The European Parliament gave the ‘green light’ to the accession of Croatia to the European Union – but with several caveats including one on gay, lesbian and transgender rights.
MEPs adopted the accession a resolution by a 564 to 38 margin. It clears the way for Croatia to become the 28th member country of the European Union, possible as early as July 2013.
Among the caveats, the text of the resolution calls on Croatia to combat homophobia and prevent homophobic violence. The Parliament’s call follows this year’s Pride march in Split, which was subject to violent attacks.
In the text adopted today, the European Parliament says it “is deeply concerned by the violence against participants in the LGBT pride march in Split on 11 June 2011 and the inability of the Croatian authorities to protect the participants”.
Additionally, the Parliament “urges the Croatian authorities fully to investigate and prosecute the crimes committed and to develop strategies for preventing similar incidents in the future”, and “calls on the Croatian authorities quickly to adopt and implement an action plan against homophobia”.
Commenting after the vote was Marije Cornelissen, a Dutch MEP and a member of the Intergroup. She was the author of the paragraph on LGBT rights and witnessed in person the problems at Split Pride last summer.
“Croatia will be welcome in the European Union in 2013, but until then – and once it has become a Member State – it will need to pay close attention to the rights of minorities,” she said.
Ms Cornelissen added: “During Split Pride earlier this year, local authorities were unable to protect me and other participants from violent demonstrators. I look forward to the day when Croatia, with the help of other European countries including the Netherlands, will adopt an action plan against homophobia and transphobia.”
Ulrike Lunacek MEP (Austria), co president of the European Parliament’s all-party ‘Intergroup’ on LGBT Rights said: “The European Parliament has consistently called for the protection of lesbian, gay, bisexual and transgender people in Europe, including in the Western Balkans.
“The work of some local and national authorities in Croatia is slowly leading to a better situation for everyone, but more is needed to ensure LGBT people can live free from fear and discrimination in South-Eastern Europe.”
MEPs greeted the accession decision with a standing ovation in the plenary chamber.
“Today is a good day for Croatia and the EU”, Parliament President Jerzy Buzek (Poland) Said after the vote. “The European Parliament had thrown its full weight behind Croatia’s EU accession. We have given a clear sign of the extent to which the EU wants Croatia.
“Croatians will soon be able to show their support for the EU through a referendum,” he emphasised.
The next step will be for Croatia and the EU Member States to sign the accession treaty at the 8-9 December European Council meeting, after which it can be ratified by all 27 Member States. Croatia is expected to join the EU on 1 July 2013.
MEPs emphasised that they will follow the pre-accession monitoring process and ask the Commission to keep Parliament abreast of the extent to which the Croatian authorities honour the commitments made in the negotiations.

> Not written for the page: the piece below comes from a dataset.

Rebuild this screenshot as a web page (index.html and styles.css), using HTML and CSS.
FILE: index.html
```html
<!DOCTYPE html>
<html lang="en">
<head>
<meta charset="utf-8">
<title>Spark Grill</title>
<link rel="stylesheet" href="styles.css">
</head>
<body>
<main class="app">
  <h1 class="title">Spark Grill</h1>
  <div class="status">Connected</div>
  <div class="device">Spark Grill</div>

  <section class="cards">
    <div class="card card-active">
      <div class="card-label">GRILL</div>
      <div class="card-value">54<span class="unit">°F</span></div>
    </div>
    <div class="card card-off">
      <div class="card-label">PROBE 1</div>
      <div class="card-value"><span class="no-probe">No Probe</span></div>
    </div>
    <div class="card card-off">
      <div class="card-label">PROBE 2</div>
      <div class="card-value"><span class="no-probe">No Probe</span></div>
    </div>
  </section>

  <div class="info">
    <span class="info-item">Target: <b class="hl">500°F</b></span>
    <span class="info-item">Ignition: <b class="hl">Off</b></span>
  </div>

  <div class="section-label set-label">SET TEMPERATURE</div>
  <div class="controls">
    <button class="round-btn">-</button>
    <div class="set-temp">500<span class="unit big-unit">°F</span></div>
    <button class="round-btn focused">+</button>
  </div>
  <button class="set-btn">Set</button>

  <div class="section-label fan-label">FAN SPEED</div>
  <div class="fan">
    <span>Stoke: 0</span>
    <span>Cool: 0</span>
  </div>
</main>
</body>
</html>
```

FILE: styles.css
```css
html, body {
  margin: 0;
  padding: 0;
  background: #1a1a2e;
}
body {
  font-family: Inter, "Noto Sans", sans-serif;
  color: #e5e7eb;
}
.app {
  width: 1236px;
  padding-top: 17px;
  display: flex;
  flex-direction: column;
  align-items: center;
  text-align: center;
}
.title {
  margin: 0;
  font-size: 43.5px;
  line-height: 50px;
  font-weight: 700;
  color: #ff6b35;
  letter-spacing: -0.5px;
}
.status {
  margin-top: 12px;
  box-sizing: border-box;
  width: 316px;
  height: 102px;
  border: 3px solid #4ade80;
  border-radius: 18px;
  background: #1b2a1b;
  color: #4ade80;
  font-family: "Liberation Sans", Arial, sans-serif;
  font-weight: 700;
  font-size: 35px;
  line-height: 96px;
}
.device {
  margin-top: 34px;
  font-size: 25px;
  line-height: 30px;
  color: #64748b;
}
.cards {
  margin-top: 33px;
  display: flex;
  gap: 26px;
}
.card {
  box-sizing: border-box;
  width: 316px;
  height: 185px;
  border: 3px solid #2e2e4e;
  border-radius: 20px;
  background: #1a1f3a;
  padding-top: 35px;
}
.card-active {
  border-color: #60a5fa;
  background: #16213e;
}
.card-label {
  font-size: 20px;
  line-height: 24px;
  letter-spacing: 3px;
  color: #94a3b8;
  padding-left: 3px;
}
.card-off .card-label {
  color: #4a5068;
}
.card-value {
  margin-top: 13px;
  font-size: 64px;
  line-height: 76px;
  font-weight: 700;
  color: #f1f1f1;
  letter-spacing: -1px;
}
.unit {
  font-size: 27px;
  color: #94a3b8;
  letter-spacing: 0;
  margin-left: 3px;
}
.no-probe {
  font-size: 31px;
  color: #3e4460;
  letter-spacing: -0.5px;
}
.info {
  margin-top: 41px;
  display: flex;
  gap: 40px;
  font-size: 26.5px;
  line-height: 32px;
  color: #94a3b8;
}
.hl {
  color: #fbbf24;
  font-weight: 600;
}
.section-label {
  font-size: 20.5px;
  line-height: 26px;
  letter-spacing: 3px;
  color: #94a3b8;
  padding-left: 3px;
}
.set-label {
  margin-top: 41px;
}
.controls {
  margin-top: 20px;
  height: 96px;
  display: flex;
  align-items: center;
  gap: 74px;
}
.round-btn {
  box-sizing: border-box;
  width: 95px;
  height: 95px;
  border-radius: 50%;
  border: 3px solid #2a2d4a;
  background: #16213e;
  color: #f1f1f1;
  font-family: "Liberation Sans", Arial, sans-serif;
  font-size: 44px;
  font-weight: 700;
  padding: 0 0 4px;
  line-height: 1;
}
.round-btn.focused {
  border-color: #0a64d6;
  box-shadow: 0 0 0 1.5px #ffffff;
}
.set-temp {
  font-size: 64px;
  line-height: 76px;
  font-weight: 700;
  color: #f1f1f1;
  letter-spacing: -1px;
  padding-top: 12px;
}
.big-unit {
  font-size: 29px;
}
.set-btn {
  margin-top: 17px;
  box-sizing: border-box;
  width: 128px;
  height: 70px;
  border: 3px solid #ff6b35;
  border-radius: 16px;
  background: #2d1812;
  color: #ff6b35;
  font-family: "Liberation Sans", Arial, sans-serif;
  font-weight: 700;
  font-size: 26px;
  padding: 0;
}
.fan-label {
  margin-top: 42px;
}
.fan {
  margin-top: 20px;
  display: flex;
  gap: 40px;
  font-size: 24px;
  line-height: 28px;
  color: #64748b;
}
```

While acknowledging Croatia’s preparedness for accession, MEPs invited Zagreb to tackle remaining challenges, especially concerning judicial reform and the fight against corruption and organised crime.
They urge Croatia to step up its efforts to prosecute war crimes, comply with all International Criminal Tribunal recommendations for the former Yugoslavia and encourage the return of war refugees, especially Serbs.